Marketing
(CHICAGO, IL) Outside markets were quiet today as traders largely sat on their hands ahead of tomorrow’s Fed decision. Grain markets reacted to a December WASDE that delivered exactly what was expected: a report nearly devoid of meaningful domestic changes. The USDA, as expected, didn’t make meaningful changes to most crops and avoided the harder adjustments on soybeans, wheat, and corn feed use, leaving most balance sheets unchanged and placing the burden back on market participants to interpret the global supply environment. As a result, technical levels and money flow remain the primary drivers of intraday trade rather than fresh fundamentals.
Corn
Corn received the only notable adjustment, with USDA increasing 2025–26 exports by 125 million bushels (mil bu) to 3.2 billion bushels (bil bu). That cut ending stocks by the same 125 mil bu to 2.029 bil bu and adds a supportive tone in the near term. The problem is that this export number is aggressive. Hitting it requires exceptionally strong weekly shipments and sales all the way into late summer, even during typically slow periods.
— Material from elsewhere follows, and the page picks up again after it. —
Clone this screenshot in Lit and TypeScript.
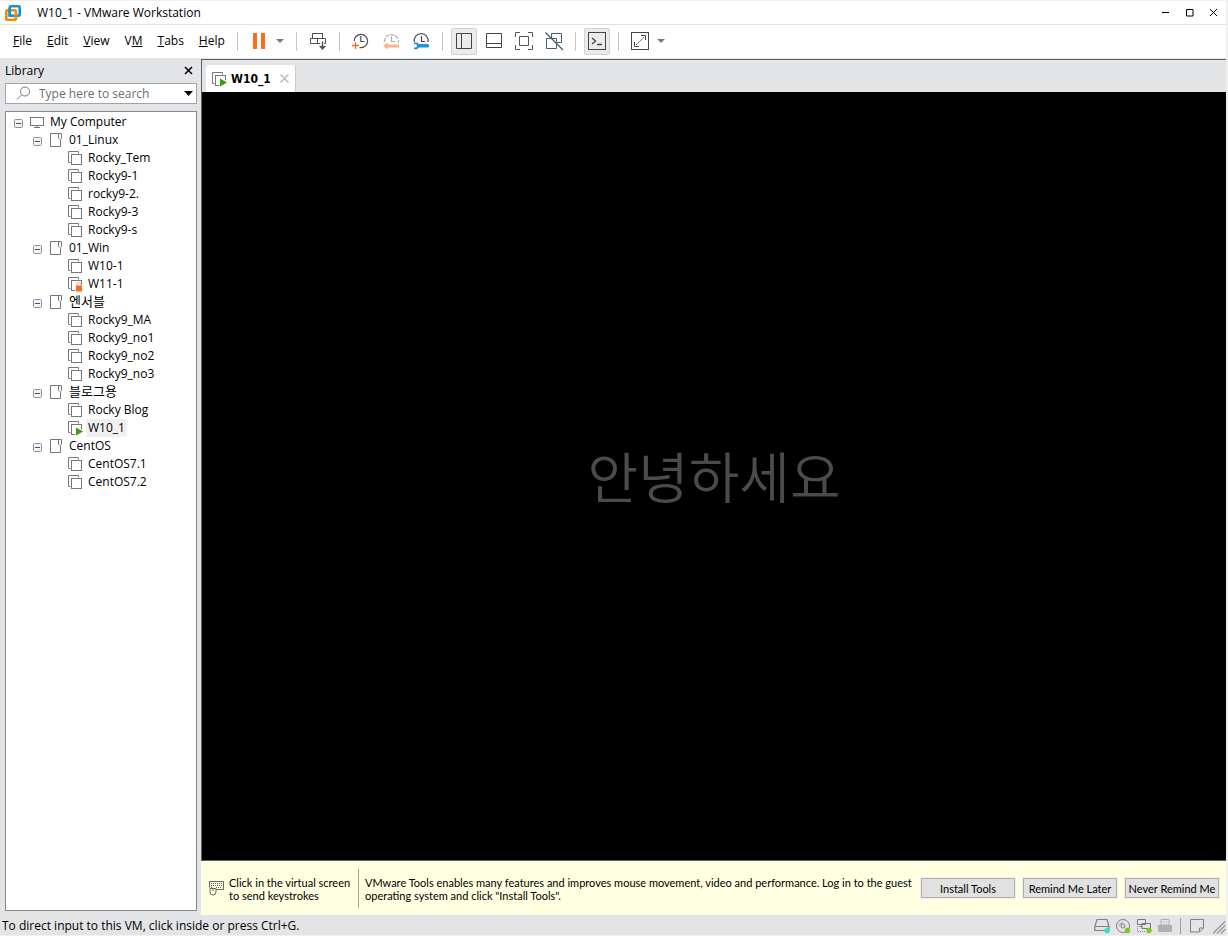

Meanwhile, I think feed use remains overstated and will almost certainly need to be trimmed once final production is known in January. Corn gets a short-term boost, but the medium-term balance sheet still carries considerable risk if export momentum fades or South American crops continue to improve. A saving grace might be a still hoped for production cut as yield results were decidedly uneven in some parts of Iowa and the surrounding states according to farmer reports and other sources we follow.
Beans
Soybeans were left untouched, which amounts to USDA punting on the export issue for another month. The export projection of 1.635 bil bu simply doesn’t match the current sales pace. To justify it, the U.S. would need 400–420 million bushels of new sales by January 1, an outcome that grows less plausible by the day. At the same time, South America continues to trend toward large or record crops, and Argentina’s government just made its exports even more competitive by cutting grain and soy product taxes. The U.S. soybean balance sheet looks increasingly vulnerable to a future demand revision, and rallies will struggle unless weather causes major damage. Technically, there’s a Head & Shoulders pattern that’s been built which usually signifies a change in trend. Short term the market seems to be targeting closing the gap left at the end of October from 1063 to 1070-¼.
Wheat
Wheat saw no domestic changes, but the global picture is heavy. USDA raised production across every major exporter (Argentina, Australia, Canada, the EU, and Russia), adding nearly 9 million metric tons to world output. These increases matter because they sit within the exporting bloc, which means very stiff competition in global tenders through the first quarter. With the U.S. struggling to gain traction in international markets and no bullish catalyst in sight, rallies will likely need to be treated as selling opportunities.
Fed Rate Preview
Tomorrow’s Fed decision is the main event for broader markets. Futures imply an overwhelming probability of a quarter-point cut, but the cut itself is not the focal point. What matters is whether the Fed signals a continued easing path into 2026 or hints that the cycle is nearing a pause. Recent labor data has firmed slightly, and global bond markets are already uneasy as several major central banks hint at the end of their own easing phases. A “hawkish cut” is a real possibility, and markets could react negatively if the Fed fails to validate expectations for additional rate relief next year. At the moment nearly 3 in 4 market participants are expecting at least one more rate cut by the middle of June on top of what the market is telling us is a widely anticipated cut tomorrow.